• Aim of the task:
Repeat all the material exactly; pictures stay out of your copy.

--- start Provided material ---

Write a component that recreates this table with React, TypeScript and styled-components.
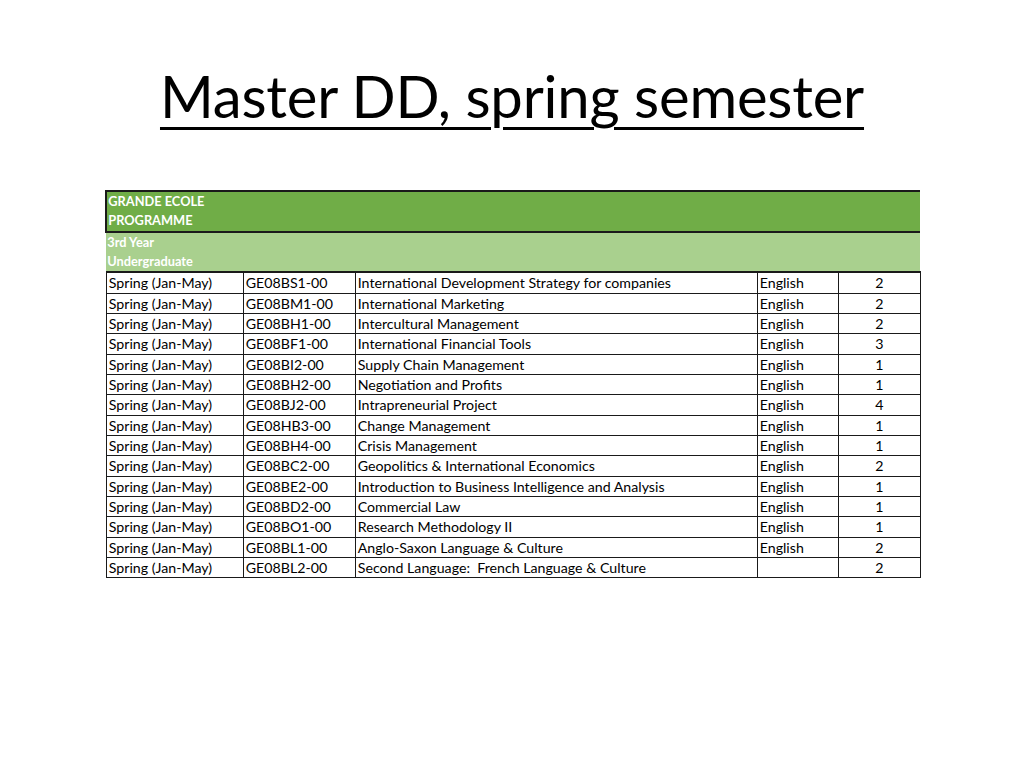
import React from 'react';
import styled, { createGlobalStyle } from 'styled-components';

const GlobalStyle = createGlobalStyle`
  html, body {
    margin: 0;
    padding: 0;
    background: #ffffff;
  }
  body {
    font-family: Lato, 'Open Sans', sans-serif;
    color: #000;
  }
`;

// Page slide
const Slide = styled.div`
  width: 1024px;
  height: 768px;
  display: flex;
  flex-direction: column;
  align-items: center;
  box-sizing: border-box;
  padding-top: 62px;
`;

const Title = styled.h1`
  margin: 0;
  height: 68px;
  font-family: Lato, 'Open Sans', sans-serif;
  font-weight: 400;
  font-size: 58px;
  line-height: 68px;
  text-decoration: underline;
  text-decoration-thickness: 3px;
  text-underline-offset: 9px;
  letter-spacing: -0.2px;
`;

const Table = styled.table`
  margin-top: 60px;
  margin-left: 2px;
  border-collapse: collapse;
  table-layout: fixed;
  width: 814px;
  font-family: Lato, 'Open Sans', sans-serif;
  font-size: 14.2px;
`;

const Col = styled.col<{ w: number }>`
  width: ${({ w }) => w}px;
`;

const HeadCell = styled.td<{ tone: 'dark' | 'light' }>`
  background: ${({ tone }) => (tone === 'dark' ? '#70AD47' : '#A9D08E')};
  color: #ffffff;
  font-weight: 700;
  font-size: 12.8px;
  line-height: 19.3px;
  padding: 0 1px;
  vertical-align: top;
  border-top: ${({ tone }) => (tone === 'dark' ? '2px solid #1a1a1a' : 'none')};
  border-bottom: 2px solid #1a1a1a;
  border-left: ${({ tone }) => (tone === 'dark' ? '2px solid #1a1a1a' : 'none')};
`;

const Cell = styled.td<{ center?: boolean }>`
  border: 1.5px solid #1a1a1a;
  height: 19.35px;
  line-height: 19.35px;
  padding: 0 2px;
  white-space: pre;
  overflow: hidden;
  text-align: ${({ center }) => (center ? 'center' : 'left')};
`;

const widths = [137, 112, 402, 81, 82];

const courses: [string, string, string, string][] = [
  ['GE08BS1-00', 'International Development Strategy for companies', 'English', '2'],
  ['GE08BM1-00', 'International Marketing', 'English', '2'],
  ['GE08BH1-00', 'Intercultural Management', 'English', '2'],
  ['GE08BF1-00', 'International Financial Tools', 'English', '3'],
  ['GE08BI2-00', 'Supply Chain Management', 'English', '1'],
  ['GE08BH2-00', 'Negotiation and Profits', 'English', '1'],
  ['GE08BJ2-00', 'Intrapreneurial Project', 'English', '4'],
  ['GE08HB3-00', 'Change Management', 'English', '1'],
  ['GE08BH4-00', 'Crisis Management', 'English', '1'],
  ['GE08BC2-00', 'Geopolitics & International Economics', 'English', '2'],
  ['GE08BE2-00', 'Introduction to Business Intelligence and Analysis', 'English', '1'],
  ['GE08BD2-00', 'Commercial Law', 'English', '1'],
  ['GE08BO1-00', 'Research Methodology II', 'English', '1'],
  ['GE08BL1-00', 'Anglo-Saxon Language & Culture', 'English', '2'],
  ['GE08BL2-00', 'Second Language:  French Language & Culture', '', '2'],
];

export default function App() {
  return (
    <>
      <GlobalStyle />
      <Slide>
        <Title>Master DD, spring semester</Title>
        <Table>
          <colgroup>
            {widths.map((w, i) => (
              <Col key={i} w={w} />
            ))}
          </colgroup>
          <tbody>
            <tr>
              <HeadCell tone="dark" colSpan={5}>
                GRANDE ECOLE
                <br />
                PROGRAMME
              </HeadCell>
            </tr>
            <tr>
              <HeadCell tone="light" colSpan={5}>
                3rd Year
                <br />
                Undergraduate
              </HeadCell>
            </tr>
            {courses.map(([code, name, lang, credits]) => (
              <tr key={code}>
                <Cell>Spring (Jan-May)</Cell>
                <Cell>{code}</Cell>
                <Cell>{name}</Cell>
                <Cell>{lang}</Cell>
                <Cell center>{credits}</Cell>
              </tr>
            ))}
          </tbody>
        </Table>
      </Slide>
    </>
  );
}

--- end Provided material ---

• Answer to this exercise:
Write a component that recreates this table with React, TypeScript and styled-components.
import React from 'react';
import styled, { createGlobalStyle } from 'styled-components';

const GlobalStyle = createGlobalStyle`
  html, body {
    margin: 0;
    padding: 0;
    background: #ffffff;
  }
  body {
    font-family: Lato, 'Open Sans', sans-serif;
    color: #000;
  }
`;

// Page slide
const Slide = styled.div`
  width: 1024px;
  height: 768px;
  display: flex;
  flex-direction: column;
  align-items: center;
  box-sizing: border-box;
  padding-top: 62px;
`;

const Title = styled.h1`
  margin: 0;
  height: 68px;
  font-family: Lato, 'Open Sans', sans-serif;
  font-weight: 400;
  font-size: 58px;
  line-height: 68px;
  text-decoration: underline;
  text-decoration-thickness: 3px;
  text-underline-offset: 9px;
  letter-spacing: -0.2px;
`;

const Table = styled.table`
  margin-top: 60px;
  margin-left: 2px;
  border-collapse: collapse;
  table-layout: fixed;
  width: 814px;
  font-family: Lato, 'Open Sans', sans-serif;
  font-size: 14.2px;
`;

const Col = styled.col<{ w: number }>`
  width: ${({ w }) => w}px;
`;

const HeadCell = styled.td<{ tone: 'dark' | 'light' }>`
  background: ${({ tone }) => (tone === 'dark' ? '#70AD47' : '#A9D08E')};
  color: #ffffff;
  font-weight: 700;
  font-size: 12.8px;
  line-height: 19.3px;
  padding: 0 1px;
  vertical-align: top;
  border-top: ${({ tone }) => (tone === 'dark' ? '2px solid #1a1a1a' : 'none')};
  border-bottom: 2px solid #1a1a1a;
  border-left: ${({ tone }) => (tone === 'dark' ? '2px solid #1a1a1a' : 'none')};
`;

const Cell = styled.td<{ center?: boolean }>`
  border: 1.5px solid #1a1a1a;
  height: 19.35px;
  line-height: 19.35px;
  padding: 0 2px;
  white-space: pre;
  overflow: hidden;
  text-align: ${({ center }) => (center ? 'center' : 'left')};
`;

const widths = [137, 112, 402, 81, 82];

const courses: [string, string, string, string][] = [
  ['GE08BS1-00', 'International Development Strategy for companies', 'English', '2'],
  ['GE08BM1-00', 'International Marketing', 'English', '2'],
  ['GE08BH1-00', 'Intercultural Management', 'English', '2'],
  ['GE08BF1-00', 'International Financial Tools', 'English', '3'],
  ['GE08BI2-00', 'Supply Chain Management', 'English', '1'],
  ['GE08BH2-00', 'Negotiation and Profits', 'English', '1'],
  ['GE08BJ2-00', 'Intrapreneurial Project', 'English', '4'],
  ['GE08HB3-00', 'Change Management', 'English', '1'],
  ['GE08BH4-00', 'Crisis Management', 'English', '1'],
  ['GE08BC2-00', 'Geopolitics & International Economics', 'English', '2'],
  ['GE08BE2-00', 'Introduction to Business Intelligence and Analysis', 'English', '1'],
  ['GE08BD2-00', 'Commercial Law', 'English', '1'],
  ['GE08BO1-00', 'Research Methodology II', 'English', '1'],
  ['GE08BL1-00', 'Anglo-Saxon Language & Culture', 'English', '2'],
  ['GE08BL2-00', 'Second Language:  French Language & Culture', '', '2'],
];

export default function App() {
  return (
    <>
      <GlobalStyle />
      <Slide>
        <Title>Master DD, spring semester</Title>
        <Table>
          <colgroup>
            {widths.map((w, i) => (
              <Col key={i} w={w} />
            ))}
          </colgroup>
          <tbody>
            <tr>
              <HeadCell tone="dark" colSpan={5}>
                GRANDE ECOLE
                <br />
                PROGRAMME
              </HeadCell>
            </tr>
            <tr>
              <HeadCell tone="light" colSpan={5}>
                3rd Year
                <br />
                Undergraduate
              </HeadCell>
            </tr>
            {courses.map(([code, name, lang, credits]) => (
              <tr key={code}>
                <Cell>Spring (Jan-May)</Cell>
                <Cell>{code}</Cell>
                <Cell>{name}</Cell>
                <Cell>{lang}</Cell>
                <Cell center>{credits}</Cell>
              </tr>
            ))}
          </tbody>
        </Table>
      </Slide>
    </>
  );
}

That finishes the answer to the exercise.